Re: The Desire of King Solomon’s Woman

Hi HG,

Your descroption of Christ's teaching methodology reminds me of that of Socrates. He was also famous for following up questions with more questions. The Socratic method is used in education to this day.

And, as you mentioned, their method oftened revealed much about the answers' state of mind. One of the many things I've learned in my ride on this spinning rock is that many people tend to focus the light of right and wrong through the lens of self-interest.

BTW, you look much younger than your age. Definitely not old enough to have coexisted with dinosaurs. :lol:

Re: The Desire of King Solomon’s Woman

‘Morning, Bass...

Hope your Saturday’s going well. We’re just a few days out from Christmas so most of mine will be spent gift wrapping - something I’ve had to put off til much later than I’m used to.

You mentioned above both the Socratic method of uncovering intent with a volleyed question, & the unfortunate fact that many people divine right from wrong through the lens of self interest. This brought to mind the exchange between Pilate and Christ, regarding truth.
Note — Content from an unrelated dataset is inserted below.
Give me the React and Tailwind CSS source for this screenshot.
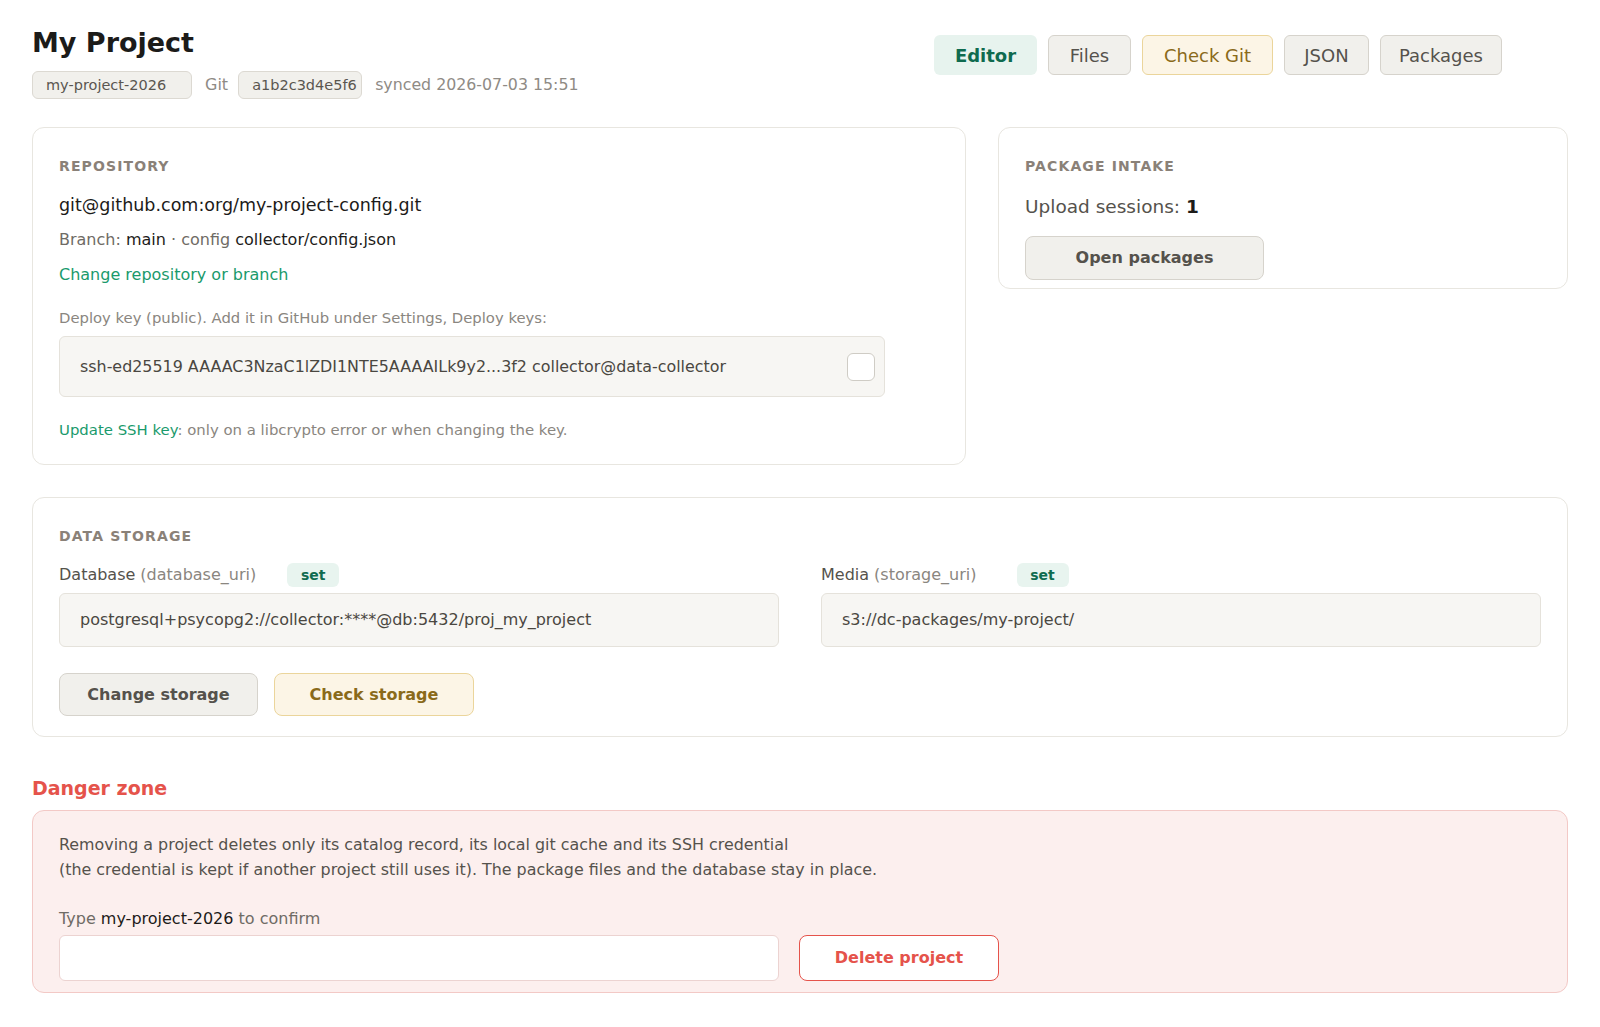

Paraphrasing, Christ told Pilate that His purpose in coming to this “spinning rock” was to make truth known. Pilate then asked, “What is truth?” My take is that Pilate asked this in a spirit of sarcasm or just out of plain old exhaustion, but regardless of intent, he didn’t care to hang around long enough to listen to Christ’s answer. Pilate’s immediate exit paints a perfect picture, IMO, of your assertion: too many times we allow self interest to override listening to a truth we do not want to hear, much less accept. Too much work, too much time, too much pain involved.

We’ve all been there and done that, myself included.

And now my Christmas wrapping calls. Barbie dolls, Batmobiles, and dune buggies await lol.

Enjoy your Saturday, Bass...

(Ps... Thanks for the nice word.)

Re: The Desire of King Solomon’s Woman

Good afternoon HG,

Your reference to gift-wrapping brought to mind pleasant childhood memories of waking up and finding wrapped presents under the Xmas tree. Of course, the adults never bothered to explain how a fat, hairy old white man in bright red getup got into our house in the middle of the night without a chimney (or key), and actually left stuff, lol.

And as I got older, many late-night sessions (admittedly, some alcohol-fuelled) with older siblings, putting together toys for my nieces and nephews, and acting as self-appointed Quality Control for race car and train sets. Wish I had a dollar for every time I heard something along the lines of, "Wait a minute - this video game is open!". :lol:

Unlike the 3 synoptic gospels, John's certainly had more of a philosophical perspective, even going so far as to recreate Christ's interrogations by Herod and Pilate. The one with Pilate makes me think that the author was acquainted with the teachings of Socrates via Plato's writings.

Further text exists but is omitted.